Many of the jackets we’ve listed here are well-equipped insulated jackets or shells made for snowboarders but can work for other snow activities including skiing, sledding, or snowshoeing

How do I choose a snowboard jacket?

Our buyer’s guide is a great place to start.

First, understand the conditions where you will most often snowboard: what are the average temperatures during the months when you ride, and how much precipitation could you expect? Know your snowboard goals and how frequently you plan to ride. The more often you go, the greater durability and waterproofness you should consider choosing in your jacket.

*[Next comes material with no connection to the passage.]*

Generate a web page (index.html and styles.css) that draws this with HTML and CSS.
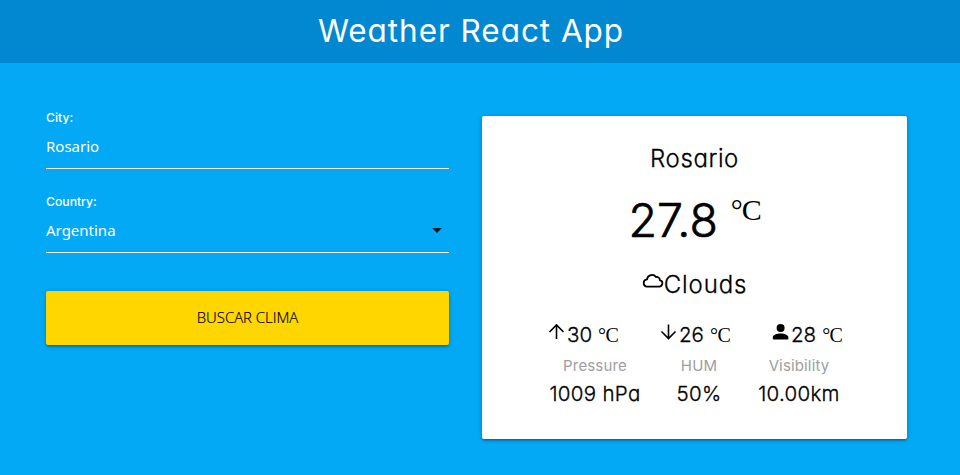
FILE: index.html
```html
<!DOCTYPE html>
<html lang="en">
<head>
<meta charset="utf-8">
<title>Weather React App</title>
<link rel="stylesheet" href="styles.css">
</head>
<body>
<header class="header"><h1>Weather React App</h1></header>
<main class="layout">
  <form class="form">
    <div class="field">
      <label class="label">City:</label>
      <div class="value">Rosario</div>
    </div>
    <div class="field">
      <label class="label">Country:</label>
      <div class="value select"><span>Argentina</span>
        <svg width="10" height="5" viewBox="0 0 10 5"><path d="M0 0h10L5 5z" fill="#0b1f33"/></svg>
      </div>
    </div>
    <button class="button" type="button">BUSCAR CLIMA</button>
  </form>
  <section class="card">
    <h2 class="city">Rosario</h2>
    <div class="temp"><span class="degrees">27.8</span><span class="unit unit-big">°C</span></div>
    <div class="sky">
      <svg width="22" height="22" viewBox="0 0 22 22" fill="none" stroke="#000" stroke-width="1.8"><path d="M4.600 15.600h12.500a3.300 3.300 0 0 0 .8-6.500A3.300 3.300 0 0 0 14 6 5 5 0 0 0 5 8.300a3.700 3.700 0 0 0-.4 7.300z"/></svg>
      <span>Clouds</span>
    </div>
    <div class="range">
      <div class="reading"><svg width="18" height="20" viewBox="0 0 18 20" fill="none" stroke="#000" stroke-width="1.6"><path d="M8.500 17V3M1.500 10l7-7 7 7"/></svg><span class="num">30</span><span class="unit">°C</span></div>
      <div class="reading"><svg width="18" height="20" viewBox="0 0 18 20" fill="none" stroke="#000" stroke-width="1.6"><path d="M8.500 2.500v14M1.500 9.500l7 7 7-7"/></svg><span class="num">26</span><span class="unit">°C</span></div>
      <div class="reading"><svg width="18" height="20" viewBox="0 0 18 20"><circle cx="8.600" cy="6" r="4"/><path d="M.8 16.500v-1c0-2.500 4-4 7.800-4s7.800 1.500 7.800 4v1q0 1-1 1H1.800q-1 0-1-1z"/></svg><span class="num">28</span><span class="unit">°C</span></div>
    </div>
    <div class="stats">
      <div class="stat"><span class="name">Pressure</span><span class="amount">1009 hPa</span></div>
      <div class="stat"><span class="name">HUM</span><span class="amount">50%</span></div>
      <div class="stat"><span class="name">Visibility</span><span class="amount">10.00km</span></div>
    </div>
  </section>
</main>
</body>
</html>
```
FILE: styles.css
```css
* { box-sizing: border-box; }
body {
  margin: 0;
  height: 475px;
  overflow: hidden;
  background: #03a9f4;
  color: #000;
  font-family: Inter, "Open Sans", sans-serif;
  font-feature-settings: "cv11";
}
.header {
  height: 63px;
  padding-right: 18px;
  background: #0288d1;
  color: #fff;
  text-align: center;
}
h1 { margin: 0; font-size: 31.500px; font-weight: 400; line-height: 62px; white-space: nowrap; letter-spacing: .95px; }
.layout { display: flex; gap: 33px; padding-left: 46px; }
.form { width: 403px; padding-top: 44px; color: #fff; }
.field { height: 84px; }
.label { display: block; height: 22px; line-height: 22px; font-size: 12.200px; font-weight: 500; }
.value {
  height: 40px;
  border-bottom: 1px solid #fff;
  line-height: 35px;
  font-family: "Noto Sans", "Open Sans", sans-serif;
  font-size: 15px;
}
.select { display: flex; justify-content: space-between; padding-right: 7px; }
.select svg { margin-top: 15px; }
.button {
  display: block;
  width: 403px;
  height: 54px;
  margin-top: 16px;
  padding: 0 0 2px;
  border: 0;
  border-radius: 2px;
  background: #ffd600;
  box-shadow: 0 2px 2px rgba(0,0,0,.14), 0 3px 1px -2px rgba(0,0,0,.12), 0 1px 5px rgba(0,0,0,.2);
  color: #000;
  font: 300 14.900px/52px "Open Sans", sans-serif;
  -webkit-text-stroke: .2px #000;
}
.card {
  width: 425px;
  height: 323px;
  margin-top: 53px;
  padding-top: 23px;
  border-radius: 2px;
  background: #fff;
  box-shadow: 0 2px 2px rgba(0,0,0,.14), 0 3px 1px -2px rgba(0,0,0,.12), 0 1px 5px rgba(0,0,0,.2);
}
.city, .degrees, .sky, .num, .amount { font-weight: 300; -webkit-text-stroke: .3px #000; }
.city { margin: 0; height: 40px; line-height: 40px; font-size: 24px; letter-spacing: .6px; text-align: center; }
.temp { display: flex; justify-content: center; height: 76px; }
.degrees { line-height: 82px; font-size: 46.500px; -webkit-text-stroke-width: .7px; }
.unit { font-family: "Liberation Serif", serif; font-size: 20px; letter-spacing: -.5px; margin-left: 6px; }
.unit-big { margin-left: 13px; font-size: 30px; line-height: 62px; letter-spacing: -1.200px; }
.sky { display: flex; justify-content: center; height: 60px; line-height: 60px; font-size: 24px; letter-spacing: .9px; }
.sky svg { margin-top: 16px; }
.range { display: flex; gap: 40px; padding-left: 66px; height: 40px; }
.reading { display: flex; width: 72px; line-height: 40px; white-space: nowrap; }
.reading svg { flex: none; margin-top: 7px; }
.num { margin-left: 1px; font-size: 20.500px; }
.stats { display: grid; grid-template-columns: 92px 42px 84px; gap: 37px; padding-left: 67px; text-align: center; white-space: nowrap; }
.stat { display: flex; flex-direction: column; align-items: center; }
.name { line-height: 22px; font-size: 15px; color: #9e9e9e; letter-spacing: .15px; }
.amount { line-height: 34px; font-size: 20.500px; letter-spacing: .3px; }
```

Next, do research to figure out what features you want in a jacket, what style jacket you want, and which ones are in your price range.

We’d also recommend trying a few on if possible, especially if you’re taller or shorter than average or in between sizes.

We’ve tested and recommended a variety of jackets here, so every type of rider has options.

Brighter colors can be easier to spot on flat light, overcast, or blizzard-tossed days; (photo/Eric Phillips)
Should I size up in a snowboard jacket?

If you fall in between sizes, we do recommend sizing up. For outerwear and snowboard jackets especially, some roominess is usually factored in.

Each manufacturer will have its own size charts for male or female categories. Match up your personal measurements to the size charts and check the return or exchange policy before purchasing.

If you see a jacket on this list from a brand you already own, try on the jacket or item you have and see how it fits.

You can always go into your local retailer as well if you want to try on a particular size in person — just make sure they have it in stock.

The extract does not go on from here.